A multithreaded implementation of the classic Dining Philosophers Problem in C, designed to demonstrate and practice concurrent programming concepts including thread synchronization, deadlock prevention, and race condition handling.
The Dining Philosophers Problem is a classic synchronization problem in computer science that illustrates the challenges of resource allocation in concurrent programming. This project implements a solution that avoids deadlocks and race conditions while allowing multiple philosophers to dine simultaneously.
- N philosophers sit around a circular table
- Each philosopher alternates between thinking and eating
- There is one fork between each pair of adjacent philosophers
- A philosopher needs both adjacent forks to eat
- The challenge is to design a protocol that prevents:
- Deadlock (all philosophers waiting indefinitely)
- Starvation (a philosopher never gets to eat)
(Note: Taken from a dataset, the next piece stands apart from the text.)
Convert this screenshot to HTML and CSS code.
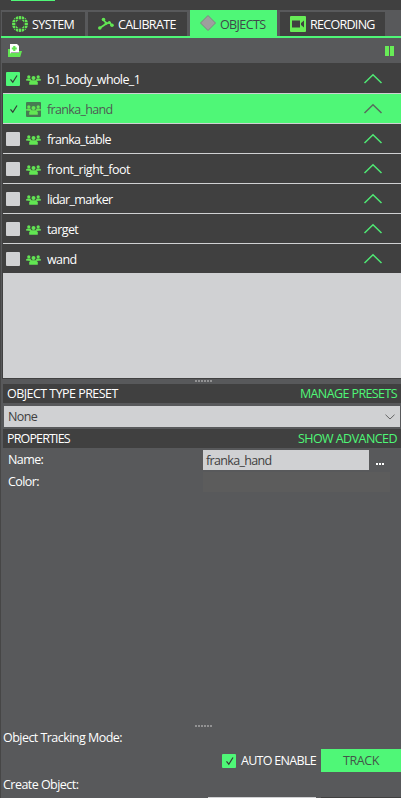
FILE: index.html
```html
<!DOCTYPE html>
<html lang="en">
<head>
<meta charset="utf-8">
<title>Objects</title>
<link rel="stylesheet" href="styles.css">
</head>
<body>
<svg class="defs" width="0" height="0">
  <symbol id="group" viewBox="0 0 15 15">
    <circle cx="2.8" cy="4.8" r="1.6"/><circle cx="12.2" cy="4.8" r="1.6"/><circle cx="7.5" cy="6" r="2"/>
    <path d="M0 8.6V7.4L1.5 6.5H4.3L5.4 8.2L4.5 9ZM15 8.6V7.4L13.5 6.5H10.7L9.6 8.2L10.5 9ZM3.2 12.8V10L5.2 8.2H9.8L11.8 10V12.8Z"/>
  </symbol>
  <symbol id="tick" viewBox="0 0 14 14"><path d="M4.5 7.3L6.8 10.2L11 3.5" fill="none" stroke="#343b36" stroke-width="1.2"/></symbol>
  <symbol id="up" viewBox="0 0 20 12"><path d="M1.5 10L10 1.8L18.5 10" fill="none" stroke="currentColor" stroke-width="1.5"/></symbol>
</svg>
<div class="app">
  <header class="top"><i></i></header>
  <nav class="tabs">
    <div class="tab system">
      <svg width="16" height="16" viewBox="0 0 16 16"><circle cx="8" cy="8" r="6" fill="none" stroke="#62e653" stroke-width="4"/><path d="M0 3.5H16M0 6.5H16M0 9.5H16M0 12.5H16M3.5 0V16M6.5 0V16M9.5 0V16M12.5 0V16" stroke="#404040" stroke-width=".65"/></svg>
      <span>SYSTEM</span></div>
    <div class="tab calibrate">
      <svg width="16" height="16" viewBox="0 0 16 16"><g fill="none" stroke="#62e653" stroke-width="1.8"><path d="M1.8 12L8.5 7.5L5.5 4M8.5 7.5L11.5 6.5L14 9.5"/></g><g fill="#62e653"><circle cx="1.8" cy="12" r="1.8"/><circle cx="5.5" cy="3.5" r="1.8"/><circle cx="8.2" cy="7.3" r="1.5"/><circle cx="11.3" cy="6.5" r="1.5"/><circle cx="14" cy="9.3" r="1.8"/></g></svg>
      <span>CALIBRATE</span></div>
    <div class="tab objects active">
      <svg width="16" height="16" viewBox="0 0 16 16"><path d="M8 .5L15.5 8L8 15.5L.5 8Z" fill="#9e9e9e" stroke="#7e8580"/></svg>
      <span>OBJECTS</span></div>
    <div class="tab recording">
      <svg width="16" height="16" viewBox="0 0 16 16"><rect width="16" height="16" rx="1" fill="#68ec57"/><path d="M2 4.5H10V11.5H2ZM11 7L14 4.5V11.5L11 9Z" fill="#404040"/></svg>
      <span>RECORDING</span></div>
  </nav>
  <div class="tools">
    <svg width="14" height="14" viewBox="0 0 14 14"><path d="M0 5H2V9H11V7H14L12.2 13H0Z" fill="#62e653"/><path d="M2 0H9L11 2V8.5H3L2 10Z" fill="#fff"/><path d="M6.3 2V7M3.8 4.5H8.8" stroke="#62e653" stroke-width="2.2"/></svg>
    <svg width="9" height="10"><path d="M0 0H4V10H0ZM5 0H9V10H5Z" fill="#68ec57"/></svg>
  </div>
  <main class="list">
    <div class="row"><b class="box on"><svg><use href="#tick"/></svg></b><svg class="grp"><use href="#group"/></svg><span class="n1">b1_body_whole_1</span><svg class="up"><use href="#up"/></svg></div>
    <div class="row selected"><b class="box on"><svg><use href="#tick"/></svg></b><svg class="grp"><use href="#group"/></svg><span class="n2">franka_hand</span><svg class="up"><use href="#up"/></svg></div>
    <div class="row"><b class="box"></b><svg class="grp"><use href="#group"/></svg><span class="n3">franka_table</span><svg class="up"><use href="#up"/></svg></div>
    <div class="row"><b class="box"></b><svg class="grp"><use href="#group"/></svg><span class="n4">front_right_foot</span><svg class="up"><use href="#up"/></svg></div>
    <div class="row"><b class="box"></b><svg class="grp"><use href="#group"/></svg><span class="n5">lidar_marker</span><svg class="up"><use href="#up"/></svg></div>
    <div class="row"><b class="box"></b><svg class="grp"><use href="#group"/></svg><span class="n6">target</span><svg class="up"><use href="#up"/></svg></div>
    <div class="row"><b class="box"></b><svg class="grp"><use href="#group"/></svg><span class="n7">wand</span><svg class="up"><use href="#up"/></svg></div>
  </main>
  <div class="grip upper"><i></i><i></i><i></i><i></i><i></i><i></i></div>
  <div class="head"><span class="preset">OBJECT TYPE PRESET</span><span class="link manage">MANAGE PRESETS</span></div>
  <div class="select"><span>None</span><svg width="10" height="6" viewBox="0 0 10 6"><path d="M.5 .7L5 5L9.5 .7" fill="none" stroke="#666"/></svg></div>
  <div class="head"><span class="props">PROPERTIES</span><span class="link advanced">SHOW ADVANCED</span></div>
  <section class="form">
    <div class="field"><label>Name:</label><div class="input"><span class="n2">franka_hand</span></div><span class="dots"><i></i><i></i><i></i></span></div>
    <div class="field"><label>Color:</label><div class="color"></div></div>
  </section>
  <div class="grip lower"><i></i><i></i><i></i><i></i><i></i><i></i></div>
  <div class="label"><span class="mode">Object Tracking Mode:</span></div>
  <div class="actions"><b class="box on"><svg><use href="#tick"/></svg></b><span class="auto">AUTO ENABLE</span><button><span>TRACK</span></button></div>
  <div class="label create"><span class="cr">Create Object:</span></div>
  <div class="edge"><i></i><i></i></div>
</div>
</body>
</html>
```
FILE: styles.css
```css
* { box-sizing: border-box; }
body { margin: 0; background: #58595b; font: 12.5px/18px "Open Sans", "Noto Sans", sans-serif; letter-spacing: -.6px; color: #fff; overflow: hidden; white-space: nowrap; }
svg { display: block; flex: none; }
.defs { position: absolute; }
.app { height: 798px; display: flex; flex-direction: column; border-left: 1px solid #464646; }
.app > * { flex: none; }
.top { height: 10px; background: #404040; margin-left: -1px; }
.top i { display: block; width: 44px; height: 1px; margin-left: 11px; background: #4ff777; }
.tabs { height: 28px; display: flex; align-items: flex-end; padding-left: 1px; border-bottom: 2px solid #4ff777; }
.tab { height: 24px; display: flex; align-items: center; background: #404040; margin-right: 3px; }
.tab span { margin-top: 2px; }
.system { width: 83px; padding-left: 10px; gap: 4px; }
.calibrate { width: 99px; padding-left: 10px; gap: 4px; }
.active { height: 26px; width: 87px; padding-left: 10px; gap: 4px; background: #4ff777; color: #40484a; }
.active span { margin-top: 3px; }
.recording { width: 105px; padding-left: 10px; gap: 4px; letter-spacing: -.7px; }
.tools { height: 25px; display: flex; align-items: center; justify-content: space-between; padding: 0 7px; }
.list { height: 316px; margin-left: 1px; border: 1px solid #404040; border-right: 0; background: #d0d1d3; }
.row { height: 30px; display: flex; align-items: center; padding: 1px 18px 0 3px; background: #404040; border-bottom: 1px solid #d0d1d3; }
.row span { margin-top: 2px; }
.box { width: 14px; height: 14px; flex: none; background: #d0d1d3; border-radius: 1px; }
.box svg { width: 14px; height: 14px; }
.on { background: #4ff777; }
.grp { width: 15px; height: 15px; margin: 1px 6px 0; fill: #62e653; }
.up { width: 20px; height: 12px; margin: 0 0 0 auto; color: #4fe774; }
.selected { background: #4ff777; color: #505a54; }
.selected .grp { background: #477b52; border-radius: 1px; }
.selected .up { color: #586b5d; }
.n1 { letter-spacing: -.62px; }
.n2 { letter-spacing: -.66px; }
.n3, .n5 { letter-spacing: -.7px; }
.n4 { letter-spacing: -.48px; }
.grip { height: 5px; display: flex; gap: 1px; align-items: center; padding-left: 194px; }
.grip i { width: 2px; height: 2px; background: #929293; }
.upper { align-items: flex-start; padding-top: 1px; }
.head { height: 19px; display: flex; align-items: center; justify-content: space-between; margin-left: 2px; padding: 0 4px; background: #404040; }
.preset { letter-spacing: -.54px; }
.link { color: #4ff777; }
.advanced { letter-spacing: -.55px; }
.select { height: 21px; margin: 3px 1px 2px 3px; padding: 1px 5px 0 4px; display: flex; align-items: center; justify-content: space-between; background: #d0d1d3; color: #404040; }
.props { letter-spacing: -.85px; }
.form { height: 273px; padding: 2px 0 0 7px; }
.field { height: 20px; display: flex; align-items: center; margin-bottom: 2px; }
.field label { width: 195px; margin-top: 0; }
.input { width: 166px; height: 20px; padding: 2px 3px 0; background: #d0d1d3; color: #404040; }
.color { width: 187px; height: 20px; background: #5c5c5c; }
.dots { display: flex; gap: 1px; margin: 8px 0 0 7px; }
.dots i { width: 2px; height: 2px; background: #fff; }
.lower { height: 10px; }
.label { height: 18px; margin: -2px 0 0 2px; letter-spacing: -.54px; }
.actions { height: 23px; margin-top: 2px; display: flex; align-items: center; justify-content: flex-end; }
.auto { width: 80px; margin: 1px 0 0 5px; letter-spacing: -.7px; }
button { width: 80px; height: 23px; padding: 1px 0 0; border: 0; background: #4ff777; color: #435649; font: inherit; letter-spacing: -.4px; text-align: center; }
.create { margin-top: 4px; }
.edge { height: 1px; margin-top: auto; padding-left: 207px; display: flex; gap: 5px; }
.edge i { width: 108px; background: #d0d1d3; }
.edge i + i { width: 80px; background: #404040; }
```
- Race conditions (inconsistent shared state)
This implementation uses:
- POSIX threads (pthreads) for concurrency
- Mutex locks for fork synchronization
- Careful resource ordering to prevent deadlock
- Timestamped logging for monitoring philosopher states
- ✅ Deadlock-free: Uses resource ordering strategy
- ✅ Race condition safe: Proper mutex synchronization
- ✅ Configurable parameters: Number of philosophers, timing values
- ✅ Real-time monitoring: Detailed state logging with timestamps
- ✅ Memory safe: Proper cleanup and resource management
philosophers/
├── philo/
│ ├── src/ # Source files
│ ├── include/ # Header files
│ ├── Makefile # Build configuration
│ └── philo # Compiled executable
├── README.md # This file
└── ...
- GCC compiler or compatible C compiler
- POSIX-compliant system (Linux, macOS, WSL)
- Make build tool
# Clone the repository
git clone https://github.com/Selmand42/Philosophers.git
cd Philosophers
# Navigate to the philo directory
cd philo
# Compile the project
make
# Clean build artifacts (optional)
make clean./philo <number_of_philosophers> <time_to_die> <time_to_eat> <time_to_sleep> [number_of_times_each_philosopher_must_eat]- number_of_philosophers: Number of philosophers (and forks)
- time_to_die: Time in milliseconds after which a philosopher dies if they haven't eaten
- time_to_eat: Time in milliseconds a philosopher spends eating
- time_to_sleep: Time in milliseconds a philosopher spends sleeping
- number_of_times_each_philosopher_must_eat (optional): Simulation stops when all philosophers have eaten this many times
# 5 philosophers, die after 800ms, eat for 200ms, sleep for 200ms
./philo 5 800 200 200
# Same as above, but stop after each philosopher has eaten 3 times
./philo 5 800 200 200 3
# Classic example: 4 philosophers with tight timing
./philo 4 410 200 200The program outputs philosopher state changes with timestamps:
[timestamp_ms] philosopher_id has taken a fork
[timestamp_ms] philosopher_id has taken a fork
[timestamp_ms] philosopher_id is eating
[timestamp_ms] philosopher_id is sleeping
[timestamp_ms] philosopher_id is thinking
[timestamp_ms] philosopher_id died
This implementation uses several key strategies to prevent deadlock:
- Resource Ordering: Philosophers pick up forks in a consistent order
- Mutex Protection: Each fork is protected by a mutex
- State Monitoring: Continuous monitoring for death conditions
- Atomic Operations: Thread-safe state updates
Through this project, you'll learn:
- Thread creation and management with pthreads
- Mutex synchronization for shared resources
- Deadlock prevention strategies
- Race condition identification and resolution
- Concurrent program debugging techniques
- Resource management in multithreaded applications
- ❌ Circular wait: All philosophers reach for the same fork
- ✅ Solution: Implement consistent fork ordering
- ❌ Unsynchronized access: Multiple threads accessing shared data
- ✅ Solution: Use mutex locks around critical sections
- ❌ Unfair scheduling: Some philosophers never get to eat
- ✅ Solution: Implement fair resource allocation
Test with various configurations:
# Test edge cases
./philo 1 800 200 200 # Single philosopher (should die)
./philo 2 800 200 200 # Minimal case
./philo 100 800 200 200 # Stress test
# Test timing sensitivity
./philo 4 310 200 100 # Tight timing
./philo 5 800 200 200 7 # Multiple meals- Fork the repository
- Create a feature branch (
git checkout -b feature/amazing-feature) - Commit your changes (
git commit -m 'Add amazing feature') - Push to the branch (
git push origin feature/amazing-feature) - Open a Pull Request
This project is part of the 42 School curriculum. Feel free to use it for educational purposes.
Note: This implementation is designed for learning purposes and demonstrates key concepts in concurrent programming and synchronization.